> EXERCISE
Tally the lines in the listing below that include "component". Answer with the count and nothing more.

> SUPPLIED MATERIAL
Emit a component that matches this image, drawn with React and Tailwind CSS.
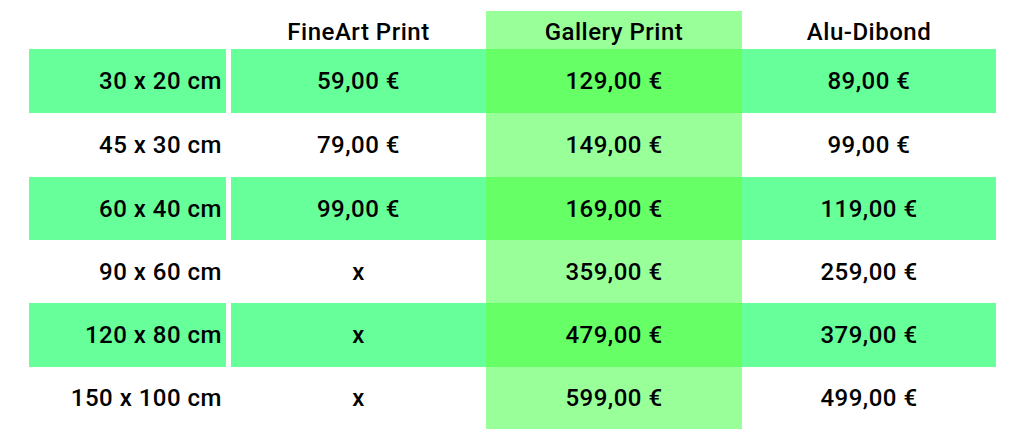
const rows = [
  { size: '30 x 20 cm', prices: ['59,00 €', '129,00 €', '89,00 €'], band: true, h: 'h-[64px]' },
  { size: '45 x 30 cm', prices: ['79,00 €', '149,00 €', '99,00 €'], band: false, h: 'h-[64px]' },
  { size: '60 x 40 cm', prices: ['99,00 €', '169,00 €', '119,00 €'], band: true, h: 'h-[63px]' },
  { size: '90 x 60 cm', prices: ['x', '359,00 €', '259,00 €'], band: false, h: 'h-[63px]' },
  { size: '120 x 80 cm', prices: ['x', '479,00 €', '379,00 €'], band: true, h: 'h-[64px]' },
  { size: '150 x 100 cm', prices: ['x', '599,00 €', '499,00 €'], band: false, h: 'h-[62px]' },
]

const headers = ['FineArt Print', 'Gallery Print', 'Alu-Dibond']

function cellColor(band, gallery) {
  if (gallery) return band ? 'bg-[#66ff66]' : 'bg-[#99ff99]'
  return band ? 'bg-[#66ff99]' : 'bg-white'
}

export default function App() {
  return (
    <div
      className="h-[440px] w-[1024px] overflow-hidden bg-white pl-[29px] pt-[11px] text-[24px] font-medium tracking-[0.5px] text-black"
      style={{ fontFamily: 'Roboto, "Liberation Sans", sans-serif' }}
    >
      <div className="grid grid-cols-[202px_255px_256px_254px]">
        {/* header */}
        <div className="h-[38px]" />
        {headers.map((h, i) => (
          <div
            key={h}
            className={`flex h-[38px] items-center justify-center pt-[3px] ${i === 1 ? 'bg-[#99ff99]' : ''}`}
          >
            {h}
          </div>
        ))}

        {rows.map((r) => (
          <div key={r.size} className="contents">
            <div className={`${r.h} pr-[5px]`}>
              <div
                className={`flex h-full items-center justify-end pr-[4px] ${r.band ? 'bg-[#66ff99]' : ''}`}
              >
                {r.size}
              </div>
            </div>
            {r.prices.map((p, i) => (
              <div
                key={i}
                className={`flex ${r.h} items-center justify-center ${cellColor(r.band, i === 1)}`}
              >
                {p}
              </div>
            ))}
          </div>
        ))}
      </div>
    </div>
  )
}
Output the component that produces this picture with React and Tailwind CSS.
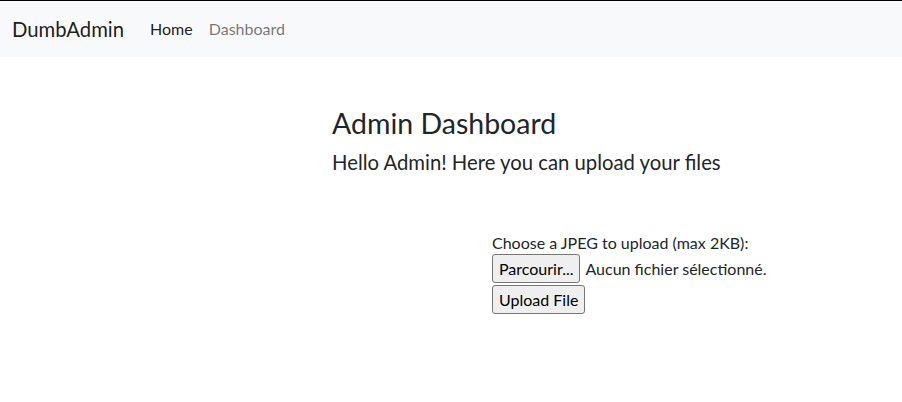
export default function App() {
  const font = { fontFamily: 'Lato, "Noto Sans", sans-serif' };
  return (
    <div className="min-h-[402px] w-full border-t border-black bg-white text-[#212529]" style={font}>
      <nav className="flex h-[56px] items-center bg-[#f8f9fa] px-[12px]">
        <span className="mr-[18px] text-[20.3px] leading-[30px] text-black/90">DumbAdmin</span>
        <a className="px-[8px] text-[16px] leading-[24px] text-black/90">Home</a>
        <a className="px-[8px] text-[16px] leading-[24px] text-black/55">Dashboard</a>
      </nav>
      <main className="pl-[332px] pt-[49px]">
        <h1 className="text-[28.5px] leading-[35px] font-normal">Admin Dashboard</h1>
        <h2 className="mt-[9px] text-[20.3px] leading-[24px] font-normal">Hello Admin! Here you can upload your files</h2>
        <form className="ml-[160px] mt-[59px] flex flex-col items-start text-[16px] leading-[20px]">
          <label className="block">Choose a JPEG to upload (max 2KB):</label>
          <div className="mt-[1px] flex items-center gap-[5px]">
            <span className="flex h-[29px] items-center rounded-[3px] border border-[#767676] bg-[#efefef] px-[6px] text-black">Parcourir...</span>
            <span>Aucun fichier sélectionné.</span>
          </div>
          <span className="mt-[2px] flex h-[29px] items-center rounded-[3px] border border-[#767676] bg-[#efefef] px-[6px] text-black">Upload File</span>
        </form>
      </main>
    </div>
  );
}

> EXERCISE SOLUTION
2